Desde la propuesta autofágica, “La carne” consume, devora la otredad, instaurando de manera jerárquica un carnivorismo feroz; base del “estado fuerte,” derechista, de Hobbes, al que apunta el filósofo argentino, Feinman, en el epígrafe: “Hobbes proponía un estado fuerte para ordenar una sociedad carnívora.” Desde la oferta intersubjetiva, “Menú” se abre al festín regional-dialógico que “saca de las casillas” —epígrafe de Quintero-Herencia— la ecuación crematística del “restorán.” ¿Derroche neobarroco anticapitalista, “séante propicios / los dioses de la Uva y el Puchero,” como el literario de Severo Sarduy y el filosófico de Bolívar Echeverría?

 

Al devorar la otredad vegetariana y social, “La carne” deviene tiranía de un carnivorismo vertical; desde cuya cima, como geopoética tanática del poder dominador, irradia, parafraseando de lejos la geopolítica de Franz Fanon, la “zona del ser.” Espacio habitado por el alcalde y su (tácita) claque. Zona del poder. El alcalde no participa, y en ello consiste su privilegio, del banquete autofágico. Superioridad fascista; él no se come, como Ansaldo y los demás, la nalga.
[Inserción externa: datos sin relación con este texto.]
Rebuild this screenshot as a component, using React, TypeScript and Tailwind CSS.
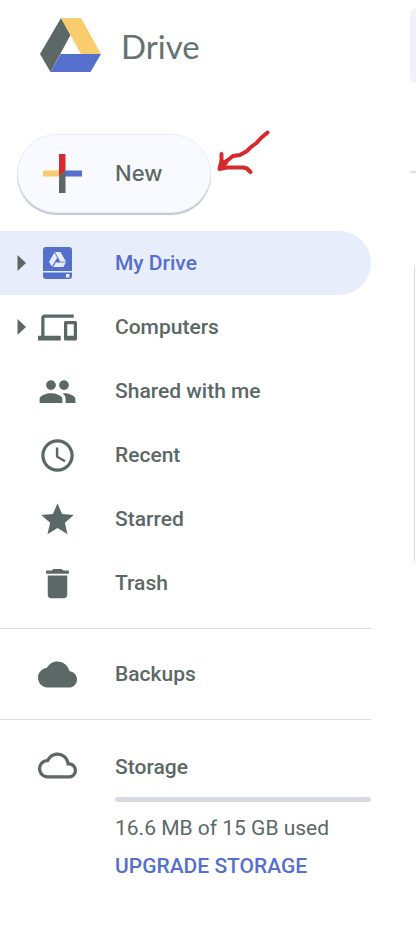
import type { ReactNode } from "react";

function Icon({ d }: { d: string }) {
  return (
    <svg className="size-[39px] shrink-0" viewBox="0 0 24 24" fill="currentColor" aria-hidden="true">
      <path d={d} />
    </svg>
  );
}

const DEVICES =
  "M4 6h18V4H4c-1.100 0-2 .9-2 2v11H0v3h14v-3H4V6zm19 2h-6c-.55 0-1 .45-1 1v10c0 .55.45 1 1 1h6c.55 0 1-.45 1-1V9c0-.55-.45-1-1-1zm-1 9h-4v-7h4v7z";
const PEOPLE =
  "M16 11c1.660 0 2.990-1.340 2.990-3S17.660 5 16 5c-1.660 0-3 1.340-3 3s1.340 3 3 3zm-8 0c1.660 0 2.990-1.340 2.990-3S9.660 5 8 5C6.340 5 5 6.340 5 8s1.340 3 3 3zm0 2c-2.330 0-7 1.170-7 3.500V19h14v-2.500c0-2.330-4.670-3.500-7-3.500zm8 0c-.29 0-.62.02-.97.05 1.160.84 1.970 1.970 1.970 3.450V19h6v-2.500c0-2.330-4.670-3.500-7-3.500z";
const CLOCK =
  "M11.990 2C6.470 2 2 6.480 2 12s4.470 10 9.990 10C17.520 22 22 17.520 22 12S17.520 2 11.990 2zM12 20c-4.420 0-8-3.580-8-8s3.580-8 8-8 8 3.580 8 8-3.580 8-8 8zm.5-13H11v6l5.250 3.150.75-1.230-4.500-2.670z";
const STAR =
  "M12 17.270L18.180 21l-1.640-7.030L22 9.240l-7.190-.61L12 2 9.190 8.630 2 9.240l5.460 4.730L5.820 21z";
const TRASH =
  "M6 19c0 1.100.9 2 2 2h8c1.100 0 2-.9 2-2V7H6v12zM19 4h-3.500l-1-1h-5l-1 1H5v2h14V4z";
const CLOUD =
  "M19.350 10.040C18.670 6.590 15.640 4 12 4 9.110 4 6.600 5.640 5.350 8.040 2.340 8.360 0 10.910 0 14c0 3.310 2.690 6 6 6h13c2.760 0 5-2.240 5-5 0-2.640-2.050-4.780-4.650-4.960z";
const CLOUD_OUTLINE =
  "M19.350 10.040C18.670 6.590 15.640 4 12 4 9.110 4 6.600 5.640 5.350 8.040 2.340 8.360 0 10.910 0 14c0 3.310 2.690 6 6 6h13c2.760 0 5-2.240 5-5 0-2.640-2.050-4.780-4.650-4.960zM19 18H6c-2.210 0-4-1.790-4-4 0-2.050 1.530-3.760 3.560-3.970l1.070-.11.5-.95C8.080 7.140 9.940 6 12 6c2.620 0 4.880 1.860 5.390 4.430l.3 1.500 1.530.11c1.560.1 2.780 1.410 2.780 2.960 0 1.650-1.350 3-3 3z";

function DriveLogo() {
  return (
    <svg className="h-[54px] w-[61px]" viewBox="0 0 61 54" aria-hidden="true">
      <path d="M21 0 30.500 17 10.500 54 0 36z" fill="#5b6866" />
      <path d="M21 0H41L61 36H41z" fill="#f9cc6e" />
      <path d="M20.500 36H61L50.500 54H10.500z" fill="#556fcd" />
    </svg>
  );
}

function PlusIcon() {
  return (
    <svg className="size-[39px]" viewBox="0 0 39 39" aria-hidden="true">
      <path d="M0 16.500H16L19 22.500H0z" fill="#f9cc6e" />
      <path d="M16 0H22.500V16.500L16 22.500z" fill="#d6292d" />
      <path d="M22.500 16.500H39V22.500H17z" fill="#556fcd" />
      <path d="M16 22.500L22.500 16.500V39H16z" fill="#5b6866" />
    </svg>
  );
}

function MyDriveIcon() {
  return (
    <svg className="size-[39px] shrink-0" viewBox="0 0 39 39" aria-hidden="true">
      <path d="M8 3H31Q34 3 34 6V27H5V6Q5 3 8 3zM5 28.500H34V32Q34 35 31 35H8Q5 35 5 32z" fill="#556fcd" />
      <path
        d="M17 8H22.500L28 17.800H22.300zM16.300 8.700 19.200 13.700 14 22.500 11 18zM17.800 18.500H28L25.300 23H15.200z"
        fill="#e8edfb"
      />
      <path d="M28 30h3.500v3.500H28z" fill="#e8edfb" />
    </svg>
  );
}

function NavRow({
  label,
  icon,
  active = false,
  expandable = false,
}: {
  label: string;
  icon: ReactNode;
  active?: boolean;
  expandable?: boolean;
}) {
  return (
    <li
      className={`flex h-16 items-center rounded-r-full ${
        active ? "bg-[#e8edfb] text-[#556fcd]" : "text-[#5b6866]"
      }`}
    >
      <div className="flex w-[38px] shrink-0 pl-[17px]">
        {expandable && (
          <button type="button" aria-label={`Expand ${label}`} className="text-[#5b6866]">
            <svg className="h-4 w-[9px]" viewBox="0 0 9 16" fill="currentColor" aria-hidden="true">
              <path d="M.5 0 9 8 .5 16z" />
            </svg>
          </button>
        )}
      </div>
      <a href="#" className="flex flex-1 items-center gap-[38px] text-[21px] leading-8 font-medium">
        {icon}
        {label}
      </a>
    </li>
  );
}

export default function App() {
  return (
    <div className="flex min-h-screen gap-[39px] overflow-hidden bg-white font-['Roboto','Liberation_Sans',sans-serif]">
      <aside className="w-[371px] shrink-0">
        <header className="flex h-[127px] items-start gap-5 pt-[18px] pl-10">
          <DriveLogo />
          <h1 className="font-['Lato','Liberation_Sans',sans-serif] text-[33px] leading-[56px] text-[#66726f]">
            Drive
          </h1>
        </header>

        <div className="flex h-[104px] items-start pl-[17px]">
          <button
            type="button"
            className="mt-[7px] flex h-[79px] w-[194px] items-center gap-[33px] rounded-full border border-[#e8ecf8] bg-[#f9faff] pl-[25px] font-['Inter','Liberation_Sans',sans-serif] text-[22px] font-medium text-[#5b6866] shadow-[0_2px_1px_#c4c6cc]"
          >
            <PlusIcon />
            New
          </button>
          <svg
            className="h-[52px] w-[64px]"
            viewBox="0 0 64 52"
            fill="none"
            stroke="#d6292d"
            strokeWidth="4"
            strokeLinecap="round"
            strokeLinejoin="round"
            aria-hidden="true"
          >
            <path d="M56.500 5.500 50 11 45.500 16 40 20 36 24 29 28 22 29 17 33 11 37" />
            <path d="M10.500 27 10.500 34 8.500 42 16 40.500 32 40.500 36 41.500 39.500 45" />
            <path d="M10.500 35 15 36 9 41z" fill="#d6292d" />
          </svg>
        </div>

        <nav aria-label="Drive">
          <ul>
            <NavRow label="My Drive" icon={<MyDriveIcon />} active expandable />
            <NavRow label="Computers" icon={<Icon d={DEVICES} />} expandable />
            <NavRow label="Shared with me" icon={<Icon d={PEOPLE} />} />
            <NavRow label="Recent" icon={<Icon d={CLOCK} />} />
            <NavRow label="Starred" icon={<Icon d={STAR} />} />
            <NavRow label="Trash" icon={<Icon d={TRASH} />} />
          </ul>
          <ul className="mt-[13px] border-y border-[#dcdfea] py-[13px]">
            <NavRow label="Backups" icon={<Icon d={CLOUD} />} />
          </ul>
        </nav>

        <section className="flex gap-[38px] pt-[26px] pl-[38px] text-[#5b6866]">
          <Icon d={CLOUD_OUTLINE} />
          <div className="flex-1 text-[21px]">
            <h2 className="pt-[5px] leading-8 font-medium">Storage</h2>
            <div
              role="progressbar"
              aria-label="Storage used"
              aria-valuenow={0}
              className="mt-[14px] h-[5px] rounded-full bg-[#d8dbe4]"
            />
            <p className="mt-[10px] leading-8">16.6 MB of 15 GB used</p>
            <a href="#" className="mt-[6px] block leading-8 font-medium text-[#556fcd]">
              UPGRADE STORAGE
            </a>
          </div>
        </section>
      </aside>

      <main className="min-w-0 flex-1 pt-2">
        <div className="h-[75px] rounded-l-lg bg-[#f0f2f9]" />
        <div className="mt-[88px] border-t-2 border-[#dddfe6]" />
        <div className="mt-[92px] ml-1 h-[298px] rounded-l-lg border-l border-[#d8dceb]" />
      </main>
    </div>
  );
}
Verticalidad; asimetría alrededor de la cual giran, supeditados bajo su sombra, los comensales autofágicos de la “zona del no-ser,” cuya biopolítica sazona con perversidad el alcalde desde la “zona del ser.”

 

Abierto al festín regional-dialógico, “Menú” pone sobre la mesa una comilona decolonial que atraviesa la centralidad comercial (tardo-moderno-neoliberal) del restaurante-para-el-negocio.  Festín alterno a la racionalidad instrumental de la modernidad hegemónica, el cual, desde el derroche culinario e intersubjetivo, invita a la otredad del “peregrino transeúnte” a la comunión horizontal de la comensalidad antillana.

 

IX

De los filetes de nalga al menú antillanocéntrico; del cuento absurdo, crítico del fascismo carnívoro, a la poesía decolonial que pone sobre la mesa el banquete de la intersubjetividad, la literatura, como plantea el epígrafe de Rafael Acevedo, dramatiza el imaginario culinario: “Por ello escribir sobre cocina es la gran ficción.”